Stubbing out certainly happened, but I think “usually” is too strong a word. I have experience resurveying GLO/BLM surveys in 7 states and have only seen this a couple of times (less than completely fraudulent surveys). Maybe they usually did that in your area?
@allen-wrench What did the notes say?
Perhaps that is what you should do, and record it. (Leave one single monument, whatever you decide…it increases the likelihood the next person will choose the same as you.)
-All thoughts my own, except my typos and when I am wrong.@aliquot Basically, it said they found a pipe, and set a GLO monument alongside. I guess it’s implied that they accepted the pipe as the section corner.
my usually refers to more than one crew. I believe crossing township/range lines is more unusual.
And yes, stubbing out 1/4’s would be a normal practice here, survey with caution always.
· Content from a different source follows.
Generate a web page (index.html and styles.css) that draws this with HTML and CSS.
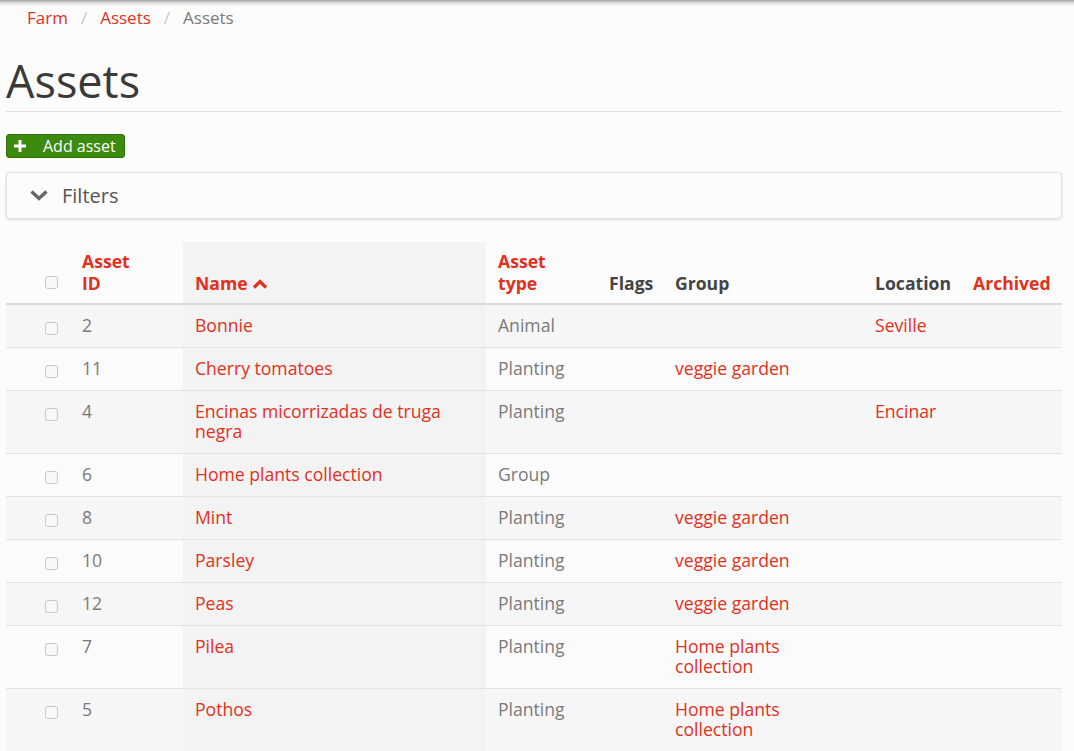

It always depended on the name in the field notes, pick up a set, look at the surveyor and grin or groan.
I haven’t resurveyed GLO in 7 states only 6 for me.
@nate-the-surveyor “Putting the courses into the computer” will only work if your program is set up to handle geodetic bearings and you are using that feature. Otherwise you will have to make corrections.
I did not know this for years. However, after knowing, and learning, we learned to apply it manually. In this area, theta is close to 55″ per mile. (EW) This can be approximated in, and it’s better than not doing it.
Nate
@nate-the-surveyor in the northern latitudes convergence is a thing to contend with. This is especially true when retracing 3 or 4 sections.
I actually quit using projected coordinates to compute GLO sesrch points. Use the plat distances to proportion lats and longs from knowns and things really tighten up.